ROTTERDAM – Town lawmakers on Wednesday approved a pair of moratoriums prohibiting the construction of battery storage and wind energy systems for the next six months.
The moratoriums are intended to give the town’s Energy Advisory Committee time to draft new regulations for the renewable energy systems that some residents have argued could have long-term consequences for the town and negatively impact the quality of life for residents if not properly sited and managed.
The town last updated its code on wind energy systems in 2008. There are currently no local laws regulating battery-energy storage systems, which store excess energy collected from green-energy systems.
Kimberly Scannell, a member of the advisory committee, has continually pressed lawmakers to adopt the moratoriums, and has raised concerns about the potential for large fires at battery energy storage facilities that burn for hours.
She said that local fire departments are not equipped to handle such incidents and that allowing the systems in town without proper regulations puts lives at risk.
In July, Gov. Kathy Hochul announced the creation of the Inter-Agency Fire Safety Working Group, after fires broke out at energy storage facilities in Jefferson, Orange and Suffolk counties this summer.
The working group — which is made up of the state’s Division of Homeland Security and Emergency Services Office of Fire Prevention and Control. New York State Energy Research and Development Authority, the state’s departments of Environmental Conservation, Public Service and State — is tasked with examining energy storage fire and safety standards and will develop new standards and training for local fire departments.

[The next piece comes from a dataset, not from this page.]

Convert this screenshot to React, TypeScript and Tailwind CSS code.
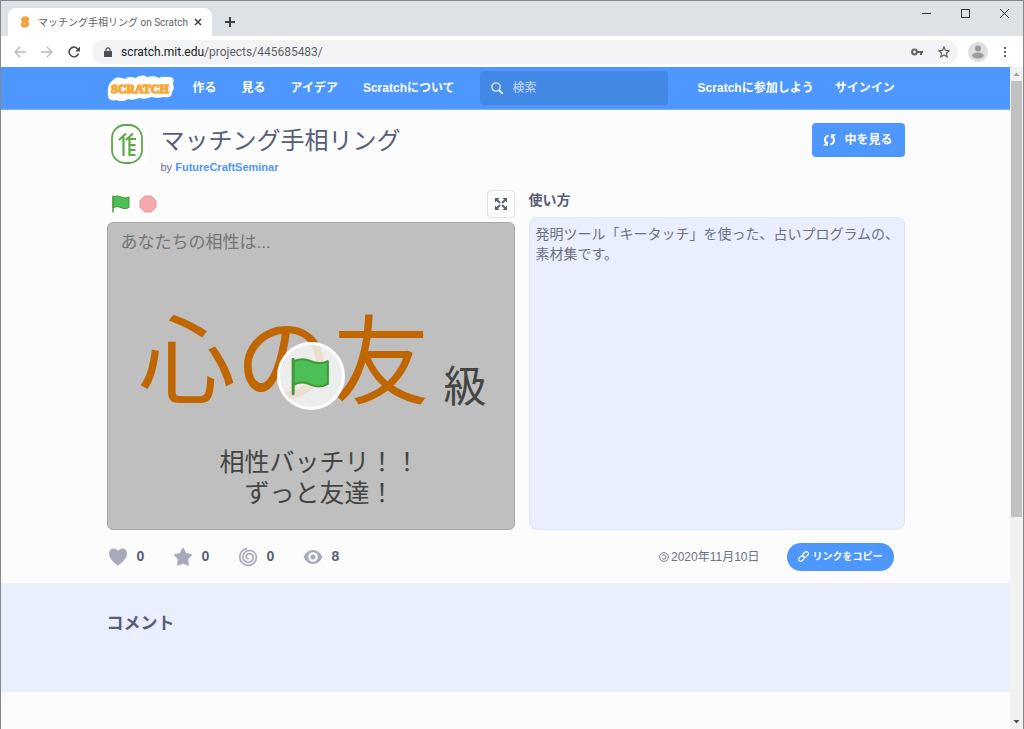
import { useState } from "react";
import type { ReactNode } from "react";

const STATS = [
  { id: "loves", label: "好き", value: 0 },
  { id: "faves", label: "お気に入り", value: 0 },
  { id: "remixes", label: "リミックス", value: 0 },
  { id: "views", label: "閲覧数", value: 8 },
];

const STAT_ICONS: Record<string, ReactNode> = {
  loves: (
    <path
      fill="currentColor"
      d="M10 18.5C7.5 17 1 12 1 6.6 1 3.6 3 1.6 5.6 1.6c1.9 0 3.5 1 4.4 2.7.9-1.7 2.5-2.7 4.4-2.7C17 1.6 19 3.6 19 6.6 19 12 12.5 17 10 18.5z"
    />
  ),
  faves: (
    <path
      fill="currentColor"
      stroke="currentColor"
      strokeWidth="2"
      strokeLinejoin="round"
      d="M10 2l2.5 4.9 5.5 1-3.9 4 .8 5.6L10 15.600l-4.900 1.900.8-5.600L2 7.900l5.500-1z"
    />
  ),
  remixes: (
    <path
      fill="none"
      stroke="currentColor"
      strokeWidth="1.700"
      strokeLinecap="round"
      d="M8.500 1.600C4 2.600 1.600 6.400 1.800 10.600c.3 4.500 4 7.900 8.300 7.800 4.700-.1 8.400-3.900 8.200-8.400-.2-3.900-3.200-6.600-6.900-6.500-3.900.1-6.600 3-6.500 6.600.1 3.200 2.500 5.400 5.400 5.300 2.900-.1 5-2.300 4.900-5-.1-2.200-1.800-3.900-3.900-3.800-2 .1-3.200 1.600-3.100 3.200.1 1.100 1 1.800 2 1.700"
    />
  ),
  views: (
    <path
      fill="currentColor"
      fillRule="evenodd"
      d="M10 3c4.600 0 8 3.500 9.300 7-1.300 3.500-4.700 7-9.300 7S2 13.500.7 10C2 6.500 5.400 3 10 3zm0 2.200a4.800 4.800 0 1 0 0 9.600 4.800 4.800 0 0 0 0-9.600zm0 2.300a2.500 2.500 0 1 1 0 5 2.500 2.500 0 0 1 0-5z"
    />
  ),
};

function GreenFlag({ className }: { className: string }) {
  return (
    <svg viewBox="0 0 18 18" className={className} aria-hidden="true">
      <path
        d="M1 2.200c3-1.800 5.800-1.300 8.200-.2 2.500 1.100 5 1.300 7.800-.1v10.500c-2.800 1.700-5.400 1.500-8 .3C6.600 11.500 4 11.200 1 12.900z"
        fill="#4cbf56"
        stroke="#45993d"
        strokeLinejoin="round"
      />
      <path d="M1 1v16" stroke="#45993d" strokeWidth="1.400" strokeLinecap="round" />
    </svg>
  );
}

function ScratchLogo() {
  return (
    <svg viewBox="0 0 68 26" className="h-[26px] w-[68px]" aria-hidden="true">
      <path
        d="M6 5c4-4 9-2 12-1 3-3 8-2 11-1 4-3 8-3 11-1 5-1 9-1 12 1 3-2 6-1 8-1 5-1 8 2 6 6 1 4 1 7-1 9 0 5-4 6-8 5-5 1-9 1-13 0-4 2-8 2-12 1-4 2-8 2-11 1-4 3-9 2-12 1-6 2-9-2-8-7-1-5 1-10 5-13z"
        fill="#fff"
      />
      <text
        x="4"
        y="18"
        fill="#f9a83a"
        stroke="#f9a83a"
        strokeWidth="1.500"
        strokeLinejoin="round"
        className="font-['Liberation_Serif',serif] text-[12px] font-bold"
      >
        SCRATCH
      </text>
    </svg>
  );
}

function TabStrip() {
  return (
    <div className="flex h-[35px] items-end bg-[#dee1e6] pl-[7px] text-[#3c4043]">
      <div className="flex h-7 w-[204px] items-center rounded-t-lg bg-white pr-[6px] pl-3">
        <svg viewBox="0 0 10 12" className="h-3 w-[10px]" aria-hidden="true">
          <path
            d="M7.500 3.500C7 1.500 3 1.500 2.800 3.800 2.600 6 7.600 5.500 7.400 8.200 7.200 10.500 3 10.500 2.500 8.500"
            fill="none"
            stroke="#f0a23c"
            strokeWidth="3.500"
            strokeLinecap="round"
          />
        </svg>
        <span className="ml-2 flex-1 text-[10px] whitespace-nowrap text-[#5f6368]">
          マッチング手相リング on Scratch
        </span>
        <button type="button" aria-label="タブを閉じる" className="flex h-4 w-4 items-center justify-center">
          <svg viewBox="0 0 8 8" className="h-2 w-2" aria-hidden="true">
            <path d="M1 1l6 6M7 1L1 7" stroke="#3c4043" strokeWidth="1.500" />
          </svg>
        </button>
      </div>
      <button type="button" aria-label="新しいタブ" className="mb-1 ml-2 flex h-5 w-5 items-center justify-center">
        <svg viewBox="0 0 12 12" className="h-3 w-3" aria-hidden="true">
          <path d="M6 1v10M1 6h10" stroke="#3c4043" strokeWidth="2" />
        </svg>
      </button>
      <div className="ml-auto flex gap-[10px] self-start pr-1">
        {[
          { label: "最小化", d: "M1 5.500h9" },
          { label: "最大化", d: "M1.500 1.500h8v8h-8z" },
          { label: "閉じる", d: "M1 1l9 9M10 1l-9 9" },
        ].map((control) => (
          <button
            key={control.label}
            type="button"
            aria-label={control.label}
            className="flex h-[25px] w-[29px] items-center justify-center"
          >
            <svg viewBox="0 0 11 11" className="h-[11px] w-[11px]" aria-hidden="true">
              <path d={control.d} fill="none" stroke="#333" strokeWidth="1" />
            </svg>
          </button>
        ))}
      </div>
    </div>
  );
}

function Toolbar() {
  return (
    <div className="flex h-[31px] items-center bg-white pr-4 pl-[13px] text-[#5f6368]">
      <div className="flex gap-[15px]">
        <button type="button" aria-label="戻る">
          <svg viewBox="0 0 12 12" className="h-3 w-3" aria-hidden="true">
            <path d="M12 6H1.500M6 1L1 6l5 5" fill="none" stroke="#b5b8bb" strokeWidth="1.300" />
          </svg>
        </button>
        <button type="button" aria-label="進む">
          <svg viewBox="0 0 12 12" className="h-3 w-3" aria-hidden="true">
            <path d="M0 6h10.500M6 1l5 5-5 5" fill="none" stroke="#b5b8bb" strokeWidth="1.300" />
          </svg>
        </button>
        <button type="button" aria-label="再読み込み">
          <svg viewBox="0 0 12 12" className="h-3 w-3" aria-hidden="true">
            <path d="M10.500 7.500A4.800 4.800 0 1 1 9.500 2.700L11 4" fill="none" stroke="#4a4d51" strokeWidth="1.600" />
            <path d="M12 .5v5H7z" fill="#4a4d51" />
          </svg>
        </button>
      </div>
      <div className="ml-3 flex h-6 flex-1 items-center rounded-full bg-[#f1f3f4] pr-2 pl-3 text-[12px] leading-4">
        <svg viewBox="0 0 8 10" className="h-[10px] w-2" aria-hidden="true">
          <path d="M0 4h8v6H0z" fill="#4a4d51" />
          <path d="M2 4.500V2.800a2 2 0 0 1 4 0v1.700" fill="none" stroke="#4a4d51" strokeWidth="1.200" />
        </svg>
        <label htmlFor="address" className="ml-[9px] text-[#202124]">
          scratch.mit.edu
        </label>
        <input
          id="address"
          type="text"
          defaultValue="/projects/445685483/"
          className="min-w-0 flex-1 bg-transparent outline-none"
        />
        <button type="button" aria-label="パスワード" className="mr-[15px]">
          <svg viewBox="0 0 12 8" className="h-2 w-3" aria-hidden="true">
            <circle cx="3.500" cy="4" r="2.400" fill="none" stroke="#5f6368" strokeWidth="2" />
            <path d="M6 4h6M10 4v3" stroke="#5f6368" strokeWidth="2" />
          </svg>
        </button>
        <button type="button" aria-label="ブックマーク">
          <svg viewBox="0 0 12 12" className="h-3 w-3" aria-hidden="true">
            <path
              d="M6 1l1.500 3.400 3.700.3-2.800 2.500.8 3.700L6 9l-3.200 1.900.8-3.700L.8 4.700l3.700-.3z"
              fill="none"
              stroke="#5f6368"
              strokeWidth="1.200"
            />
          </svg>
        </button>
      </div>
      <button type="button" aria-label="プロフィール" className="ml-[10px]">
        <svg viewBox="0 0 20 20" className="h-5 w-5" aria-hidden="true">
          <circle cx="10" cy="10" r="10" fill="#dedede" />
          <circle cx="10" cy="6.500" r="3" fill="#9b9b9b" />
          <ellipse cx="10" cy="13.500" rx="5.800" ry="3" fill="#9b9b9b" />
        </svg>
      </button>
      <button type="button" aria-label="メニュー" className="ml-[15px]">
        <svg viewBox="0 0 4 12" className="h-3 w-1" aria-hidden="true">
          <path d="M1 1h2v2H1zM1 5h2v2H1zM1 9h2v2H1z" fill="#5f6368" />
        </svg>
      </button>
    </div>
  );
}

function SiteNav() {
  return (
    <nav className="border-b border-[#7fb1f7] bg-[#4d97ff] text-[12px] font-bold text-white">
      <div className="mx-auto flex h-[42px] max-w-[798px] items-center">
        <a href="#home" aria-label="Scratch" className="mr-[18px]">
          <ScratchLogo />
        </a>
        <div className="flex gap-[25px]">
          <a href="#create">作る</a>
          <a href="#explore">見る</a>
          <a href="#ideas">アイデア</a>
          <a href="#about">Scratchについて</a>
        </div>
        <div className="ml-[25px] flex h-[34px] w-[188px] items-center rounded bg-[#4488e6] pl-[11px]">
          <svg viewBox="0 0 12 12" className="h-3 w-3 shrink-0" aria-hidden="true">
            <circle cx="5" cy="5" r="4.200" fill="none" stroke="#e0edff" strokeWidth="1.300" />
            <path d="M8.200 8.200l3 3" stroke="#e0edff" strokeWidth="2" strokeLinecap="round" />
          </svg>
          <input
            type="text"
            aria-label="検索"
            placeholder="検索"
            className="ml-[10px] h-6 w-full min-w-0 bg-transparent font-normal outline-none placeholder:text-[#c4dbfb]"
          />
        </div>
        <div className="ml-[30px] flex gap-[21px]">
          <a href="#join">Scratchに参加しよう</a>
          <a href="#signin">サインイン</a>
        </div>
      </div>
    </nav>
  );
}

function ProjectHeader() {
  return (
    <div className="flex items-start pt-[13px]">
      <svg viewBox="0 0 40 42" className="h-[42px] w-10" aria-hidden="true">
        <rect width="40" height="42" rx="3" fill="#fff" />
        <g fill="none" stroke="#5aa847">
          <rect x="5" y="2" width="30" height="38" rx="13" strokeWidth="1.800" />
          <path
            d="M12 17l7-6.500M19 17l7-6.500M16.500 14v19M22.500 15v18M21 16h8M23 22h5.500M23 27h5.500M23 32h5.500"
            strokeWidth="2.200"
          />
        </g>
      </svg>
      <div className="ml-[14px] flex-1">
        <h1 className="text-[24px] leading-9 text-[#575e75]">マッチング手相リング</h1>
        <p className="text-[11px] leading-4 text-[#6b7185]">
          by{" "}
          <a href="#author" className="font-bold text-[#4d97ff]">
            FutureCraftSeminar
          </a>
        </p>
      </div>
      <button
        type="button"
        className="flex h-[34px] w-[93px] items-center justify-center gap-2 rounded bg-[#4d97ff] text-[12px] font-bold text-white"
      >
        <svg viewBox="0 0 13 12" className="h-3 w-[13px]" aria-hidden="true">
          <path d="M5.500 1.500C1.800 2.500 1 6 3 9M7.500 10.500C11.200 9.500 12 6 10 3" fill="none" stroke="#fff" strokeWidth="2.200" />
          <path d="M0 11.500l5 .2V7zM13 .5L8 .3V5z" fill="#fff" />
        </svg>
        中を見る
      </button>
    </div>
  );
}

function Stage() {
  const [running, setRunning] = useState(false);

  return (
    <div className="w-[408px] shrink-0">
      <div className="flex h-8 items-start pl-[5px]">
        <button type="button" aria-label="開始" onClick={() => setRunning(true)} className="mt-[5px]">
          <GreenFlag className="h-[18px] w-[18px]" />
        </button>
        <button type="button" aria-label="停止" onClick={() => setRunning(false)} className="mt-[5px] ml-[9px]">
          <svg viewBox="0 0 18 18" className="h-[18px] w-[18px]" aria-hidden="true">
            <path
              d="M5.700 1h6.600L17 5.700v6.600L12.300 17H5.700L1 12.300V5.700z"
              fill="#f4a9ab"
              stroke="#e39a9f"
              strokeLinejoin="round"
            />
          </svg>
        </button>
        <button
          type="button"
          aria-label="全画面"
          className="ml-auto flex h-7 w-7 items-center justify-center rounded border border-[#dfe3ea] bg-white"
        >
          <svg viewBox="0 0 14 14" className="h-[14px] w-[14px]" aria-hidden="true">
            <path
              d="M1 1h4.500L1 5.500zM13 1v4.500L8.500 1zM1 13V8.500L5.500 13zM13 13H8.500L13 8.500z"
              fill="#575e75"
            />
            <path d="M2 2l4 4M12 2L8 6M2 12l4-4M12 12L8 8" stroke="#575e75" strokeWidth="1.800" />
          </svg>
        </button>
      </div>
      <div className="relative h-[308px] rounded-md border border-[#a9a9a9] bg-[#bfbfbf] text-[#454545]">
        <p className="pt-2 pl-[13px] text-[17px] leading-6 text-[#757575]">あなたちの相性は...</p>
        <p className="flex items-end pt-[56px] pl-[31px]">
          <span className="text-[97px] leading-[104px] text-[#bf6600]">心の友</span>
          <span className="ml-[14px] text-[43px] leading-[56px]">級</span>
        </p>
        <p className="pt-[32px] pl-[18px] text-center text-[25px] leading-[31px]">
          相性バッチリ！！
          <br />
          ずっと友達！
        </p>
        {!running && (
          <button
            type="button"
            aria-label="プロジェクトを開始"
            onClick={() => setRunning(true)}
            className="absolute inset-0 m-auto flex h-[68px] w-[68px] items-center justify-center rounded-full border-3 border-white bg-[#f4f4f4]/85"
          >
            <GreenFlag className="h-[39px] w-[39px]" />
          </button>
        )}
      </div>
    </div>
  );
}

function StatsRow() {
  return (
    <div className="flex h-[53px] items-center">
      <ul className="flex">
        {STATS.map((stat) => (
          <li key={stat.id} className="w-[65px]">
            <button
              type="button"
              aria-label={`${stat.label} ${stat.value}`}
              className="flex items-center gap-[9px] pl-px text-[14px] font-bold text-[#575e75]"
            >
              <svg viewBox="0 0 20 20" className="h-5 w-5 text-[#a9aab9]" aria-hidden="true">
                {STAT_ICONS[stat.id]}
              </svg>
              {stat.value}
            </button>
          </li>
        ))}
      </ul>
      <p className="ml-auto flex items-center gap-[2px] text-[12px] text-[#6b7185]">
        <svg viewBox="0 0 10 10" className="h-[10px] w-[10px]" aria-hidden="true">
          <circle cx="5" cy="5" r="4.400" fill="none" stroke="#6b7185" strokeWidth=".9" />
          <path d="M3.300 3.600a2.100 2.100 0 1 1 0 2.800" fill="none" stroke="#6b7185" />
        </svg>
        2020年11月10日
      </p>
      <button
        type="button"
        className="mr-[11px] ml-[27px] flex h-7 w-[107px] items-center justify-center gap-1 rounded-full bg-[#4d97ff] text-[10px] font-bold text-white"
      >
        <svg viewBox="0 0 11 11" className="h-[11px] w-[11px]" aria-hidden="true">
          <g fill="none" stroke="#fff" strokeWidth="1.200" transform="rotate(-45 5.500 5.500)">
            <rect x="-.5" y="3.500" width="6.500" height="4" rx="2" />
            <rect x="5" y="3.500" width="6.500" height="4" rx="2" />
          </g>
        </svg>
        リンクをコピー
      </button>
    </div>
  );
}

function Scrollbar() {
  return (
    <div className="flex w-[13px] flex-col items-center bg-[#f1f1f1]" aria-hidden="true">
      <svg viewBox="0 0 13 14" className="h-[14px] w-[13px]">
        <path d="M3.500 9h6l-3-3.500z" fill="#a3a3a3" />
      </svg>
      <div className="h-[436px] w-[11px] bg-[#c1c1c1]" />
      <svg viewBox="0 0 13 14" className="mt-auto h-[14px] w-[13px]">
        <path d="M3.500 5h6l-3 3.500z" fill="#505050" />
      </svg>
    </div>
  );
}

export default function App() {
  return (
    <div className="flex min-h-screen flex-col border border-b-0 border-[#85878a] bg-[#fcfcfc] font-['Liberation_Sans','Noto_Sans_CJK_JP',sans-serif]">
      <header className="font-['Roboto','Noto_Sans_CJK_JP',sans-serif]">
        <TabStrip />
        <Toolbar />
      </header>
      <div className="flex flex-1">
        <div className="min-w-0 flex-1">
          <SiteNav />
          <main>
            <div className="mx-auto max-w-[798px]">
              <ProjectHeader />
              <div className="flex gap-[14px] pt-[15px]">
                <Stage />
                <section className="flex flex-1 flex-col">
                  <h2 className="h-[27px] text-[14px] leading-5 font-bold text-[#575e75]">使い方</h2>
                  <p className="flex-1 rounded-lg border border-[#dbe6f8] bg-[#e9effc] pt-[6px] pl-[6px] text-[14px] leading-5 text-[#6b7185]">
                    発明ツール「キータッチ」を使った、占いプログラムの、素材集です。
                  </p>
                </section>
              </div>
              <StatsRow />
            </div>
            <section className="h-[109px] bg-[#e9effc]">
              <h2 className="mx-auto max-w-[798px] pt-[28px] text-[17px] leading-[26px] font-bold text-[#575e75]">
                コメント
              </h2>
            </section>
          </main>
        </div>
        <Scrollbar />
      </div>
    </div>
  );
}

“We’re expecting our first responders to go into places with no training, no funding for training, no adequate equipment, no hazmat training,” Scannell said. “I know putting a moratorium in place is good to kind of let us revise our code, but we need to revise what’s actually happening in our town right now.”
Lawmakers first introduced the moratoriums in June — six months after the town board unanimously approved a yearlong moratorium last December on large-scale solar arrays following concerns over a proposed 20 megawatt solar field in the area of Sandborn Road. The project, which is on hold, requires clear cutting of more than 100 acres of forested land.
The moratoriums come as the state looks to ramp up production of renewable energy following the passage of the Climate Leadership and Community Protection Act, a 2019 law that aims to dramatically slash greenhouse gas emissions in the coming decades and requires that 70% of the state’s electricity be produced by renewable resources by 2030.
Since the law was approved by then-Gov. Andrew Cuomo, the state has continued to grow its green energy sector, including solar, which now has a capacity of over 4,800 megawatts statewide, more than double the 2,400 megawatts in 2019, according to data collected by the New York State Energy Research and Development Authority.
But the growth has raised concerns locally from some who have argued the renewable energy systems will have unattended consequences.
In Rotterdam, residents have raised concerns about disturbing local wildlife and other impacts of clearing land in order to construct the energy systems. Some said the projects go against the town’s comprehensive plan, which calls for preserving natural resources. Others have expressed concerns about diminishing property values and have questioned what will happen to the land once solar arrays are decommissioned.
Duanesburg lawmakers adopted a new law regulating solar and battery energy storage systems earlier this year following an extended moratorium on the systems. Several other municipalities, including the nearby towns of Glen and Root, still have moratoriums in place prohibiting solar systems.